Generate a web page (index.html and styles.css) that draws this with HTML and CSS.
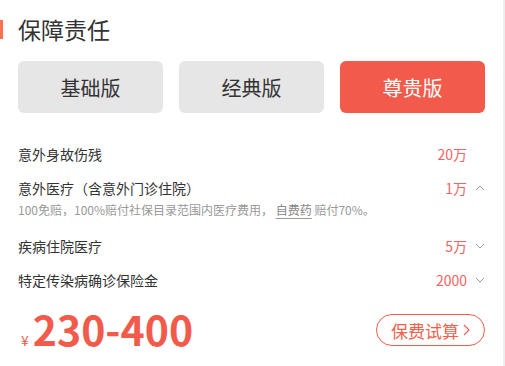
FILE: index.html
```html
<!DOCTYPE html>
<html lang="zh-CN">
<head>
<meta charset="utf-8">
<title>保障责任</title>
<link rel="stylesheet" href="styles.css">
</head>
<body>
<div class="card">
  <h2 class="title">保障责任</h2>
  <div class="plans">
    <div class="plan">基础版</div>
    <div class="plan">经典版</div>
    <div class="plan active">尊贵版</div>
  </div>
  <div class="items">
    <div class="item">
      <div class="head">
        <span class="label">意外身故伤残</span>
        <span class="value">20万</span>
        <svg class="chev hidden" viewBox="0 0 10 6" width="10" height="6"><path d="M1 1 L5 5 L9 1" fill="none" stroke="#999" stroke-width="1"/></svg>
      </div>
    </div>
    <div class="item">
      <div class="head">
        <span class="label">意外医疗（含意外门诊住院）</span>
        <span class="value">1万</span>
        <svg class="chev" viewBox="0 0 10 6" width="10" height="6"><path d="M1 5 L5 1 L9 5" fill="none" stroke="#999" stroke-width="1"/></svg>
      </div>
      <p class="desc">100免赔，100%赔付社保目录范围内医疗费用， <span class="link">自费药</span> 赔付70%。</p>
    </div>
    <div class="item">
      <div class="head">
        <span class="label">疾病住院医疗</span>
        <span class="value">5万</span>
        <svg class="chev" viewBox="0 0 10 6" width="10" height="6"><path d="M1 1 L5 5 L9 1" fill="none" stroke="#999" stroke-width="1"/></svg>
      </div>
    </div>
    <div class="item">
      <div class="head">
        <span class="label">特定传染病确诊保险金</span>
        <span class="value">2000</span>
        <svg class="chev" viewBox="0 0 10 6" width="10" height="6"><path d="M1 1 L5 5 L9 1" fill="none" stroke="#999" stroke-width="1"/></svg>
      </div>
    </div>
  </div>
  <div class="footer">
    <div class="price"><span class="yen">¥</span><span class="num">230-400</span></div>
    <div class="calc">保费试算<svg class="arrow" viewBox="0 0 7 12" width="7" height="12"><path d="M1 1 L6 6 L1 11" fill="none" stroke="#f25b4b" stroke-width="1.1"/></svg></div>
  </div>
</div>
</body>
</html>
```

FILE: styles.css
```css
* { box-sizing: border-box; }
html, body { margin: 0; padding: 0; background: #fff; }
body {
  font-family: "Noto Sans CJK SC", "Noto Sans", sans-serif;
  color: #333;
}
.card {
  width: 505px;
  height: 366px;
  padding: 17px 18px 0 18px;
  border-right: 2px solid #eeeeee;
}
.title {
  margin: 0 0 0 -18px;
  display: flex;
  align-items: center;
  font-size: 23px;
  line-height: 24px;
  font-weight: normal;
  color: #333;
}
.title::before {
  content: "";
  width: 3px;
  height: 19px;
  background: #ff6f50;
  margin-right: 15px;
}
.plans {
  display: flex;
  gap: 16px;
  margin-top: 20px;
}
.plan {
  flex: 1;
  height: 52px;
  border-radius: 6px;
  background: #e6e6e6;
  color: #333;
  font-size: 20px;
  display: flex;
  align-items: center;
  justify-content: center;
}
.plan.active {
  background: #f25b4b;
  color: #fff;
}
.items { margin-top: 24px; }
.item { padding: 7px 0; }
.head {
  display: flex;
  align-items: center;
  font-size: 14px;
  line-height: 20px;
}
.label { flex: 1; color: #333; }
.value { color: #f26464; margin-right: 8px; }
.chev { display: block; }
.chev.hidden { visibility: hidden; }
.desc {
  margin: 3px 0 3px;
  font-size: 12px;
  line-height: 18px;
  color: #999;
}
.link {
  color: #888;
  text-decoration: underline;
  text-decoration-color: #999;
  text-underline-offset: 3px;
}
.footer {
  display: flex;
  justify-content: space-between;
  align-items: flex-start;
  margin-top: 17px;
}
.price {
  color: #f25b4b;
  line-height: 28px;
}
.yen {
  font-size: 14px;
  margin: 0 4px 0 3px;
}
.num {
  font-size: 41px;
  font-weight: bold;
}
.calc {
  height: 32px;
  border: 1px solid #f25b4b;
  border-radius: 16px;
  padding: 0 14px 0 14px;
  display: flex;
  align-items: center;
  gap: 4px;
  color: #f0604a;
  font-size: 17px;
}
.arrow { display: block; }
```
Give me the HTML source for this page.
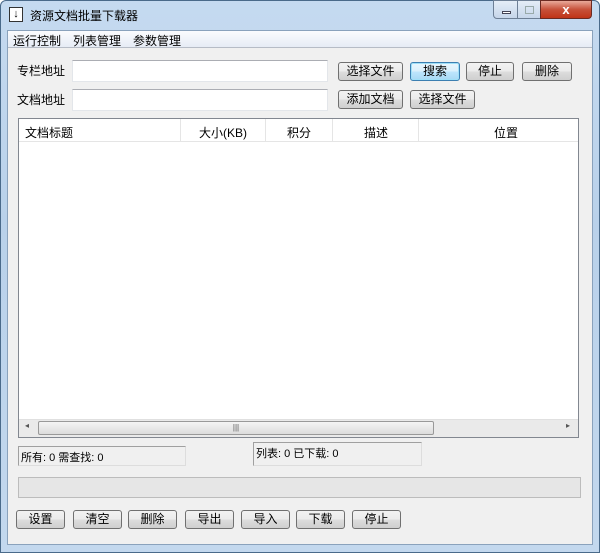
<!DOCTYPE html>
<html><head><meta charset="utf-8"><style>
*{margin:0;padding:0;box-sizing:border-box}
body{width:600px;height:553px;overflow:hidden;background:#fff;font-family:"Liberation Sans","Noto Sans CJK SC",sans-serif;font-size:12px;color:#000;position:relative}
.a{position:absolute}
.frame{left:0;top:0;width:600px;height:553px;background:linear-gradient(#c5daf0,#b9d1ea 40%,#c3d8ee);border:1px solid #4a6a8a;border-radius:6px 6px 0 0}
.client{left:7px;top:30px;width:586px;height:515px;background:#f0f0f0;border:1px solid #8aa2bc}
.menu{left:8px;top:31px;width:584px;height:17px;background:linear-gradient(#fbfcfe,#e6ecf5);border-bottom:1px solid #b6bcc6}
.btn{height:19px;border:1px solid #707070;border-radius:3px;background:linear-gradient(#f2f2f2 0%,#ebebeb 50%,#dddddd 51%,#cfcfcf 100%);text-align:center;line-height:17px;font-size:12px}
.inp{background:#fff;border:1px solid #e3e6ea;border-top-color:#abadb3}
.hd{top:124px;font-size:12px}
.sep{top:119px;width:1px;height:23px;background:#e5e5e5}
</style></head><body>
<div class="a frame"></div>
<div class="a" style="left:9px;top:7px;width:14px;height:15px;background:#fff;border:1px solid #333;font-size:11px;line-height:12px;text-align:center;font-weight:bold">↓</div>
<div class="a" style="left:30px;top:7px;font-size:12px">资源文档批量下载器</div>
<div class="a" style="left:493px;top:0;width:25px;height:19px;border:1px solid #6d7f95;border-radius:0 0 0 4px;background:linear-gradient(#e4edf7,#c6d6ea)"><div class="a" style="left:8px;top:10px;width:9px;height:3px;background:#fff;border:1px solid #445"></div></div>
<div class="a" style="left:517px;top:0;width:24px;height:19px;border:1px solid #6d7f95;background:linear-gradient(#e4edf7,#c6d6ea)"><div class="a" style="left:7px;top:5px;width:9px;height:8px;border:1px solid #9aa"></div></div>
<div class="a" style="left:540px;top:0;width:52px;height:19px;border:1px solid #6b2a22;border-radius:0 0 4px 0;background:linear-gradient(#e9a99a,#c7513a 50%,#c03418);color:#fff;font-weight:bold;text-align:center;font-size:13px;line-height:17px">x</div>
<div class="a client"></div>
<div class="a menu"></div>
<div class="a" style="left:13px;top:32px">运行控制</div>
<div class="a" style="left:73px;top:32px">列表管理</div>
<div class="a" style="left:133px;top:32px">参数管理</div>

<div class="a" style="left:17px;top:62px">专栏地址</div>
<div class="a inp" style="left:72px;top:60px;width:256px;height:22px"></div>
<div class="a" style="left:17px;top:91px">文档地址</div>
<div class="a inp" style="left:72px;top:89px;width:256px;height:22px"></div>
<div class="a btn" style="left:338px;top:62px;width:65px">选择文件</div>
<div class="a btn" style="left:410px;top:62px;width:50px;border-color:#3c7fb1;box-shadow:inset 0 0 0 1px #9fe0f8;background:linear-gradient(#eaf6fd,#d9f0fc 50%,#bee6fd 51%,#a7d9f5)">搜索</div>
<div class="a btn" style="left:466px;top:62px;width:48px">停止</div>
<div class="a btn" style="left:522px;top:62px;width:50px">删除</div>
<div class="a btn" style="left:338px;top:90px;width:65px">添加文档</div>
<div class="a btn" style="left:410px;top:90px;width:65px">选择文件</div>

<div class="a" style="left:18px;top:118px;width:561px;height:320px;background:#fff;border:1px solid #828790"></div>
<div class="a" style="left:19px;top:119px;width:559px;height:23px;background:#fff;border-bottom:1px solid #e5e5e5"></div>
<div class="a sep" style="left:180px"></div><div class="a sep" style="left:265px"></div><div class="a sep" style="left:332px"></div><div class="a sep" style="left:418px"></div>
<div class="a hd" style="left:25px">文档标题</div>
<div class="a hd" style="left:199px">大小(KB)</div>
<div class="a hd" style="left:287px">积分</div>
<div class="a hd" style="left:364px">描述</div>
<div class="a hd" style="left:494px">位置</div>
<div class="a" style="left:19px;top:419px;width:559px;height:18px;background:#eaeaea;border-top:1px solid #e0e0e0"></div>
<div class="a" style="left:25px;top:421px;font-size:8px;color:#555">◂</div>
<div class="a" style="left:566px;top:421px;font-size:8px;color:#555">▸</div>
<div class="a" style="left:38px;top:421px;width:396px;height:14px;border:1px solid #999;border-radius:2px;background:linear-gradient(#f4f4f4,#dcdcdc);text-align:center;font-size:8px;line-height:11px;color:#555">|||</div>

<div class="a" style="left:18px;top:446px;width:168px;height:20px;border:1px solid #ddd;border-top-color:#a0a0a0;border-left-color:#a0a0a0"></div>
<div class="a" style="left:21px;top:449px;font-size:11px">所有: 0 需查找: 0</div>
<div class="a" style="left:253px;top:442px;width:169px;height:24px;border:1px solid #ddd;border-top-color:#a0a0a0;border-left-color:#a0a0a0"></div>
<div class="a" style="left:256px;top:445px;font-size:11px">列表: 0 已下载: 0</div>
<div class="a" style="left:18px;top:477px;width:563px;height:21px;border:1px solid #bcbcbc;background:#e6e6e6"></div>

<div class="a btn" style="left:16px;top:510px;width:49px">设置</div>
<div class="a btn" style="left:73px;top:510px;width:49px">清空</div>
<div class="a btn" style="left:128px;top:510px;width:49px">删除</div>
<div class="a btn" style="left:185px;top:510px;width:49px">导出</div>
<div class="a btn" style="left:241px;top:510px;width:49px">导入</div>
<div class="a btn" style="left:296px;top:510px;width:49px">下载</div>
<div class="a btn" style="left:352px;top:510px;width:49px">停止</div>
</body></html>
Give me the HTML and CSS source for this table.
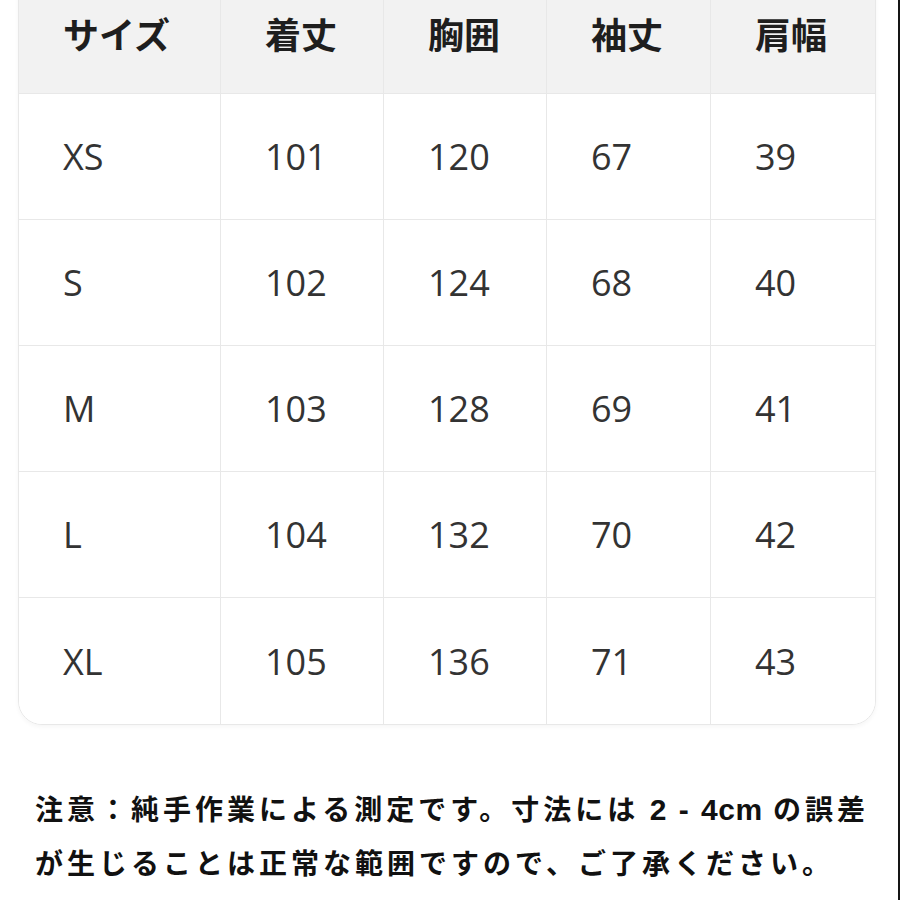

* REQUIREMENT: Give the count of lines holding the word "index" and nothing more.

* ANSWER TO THIS PROBLEM: 2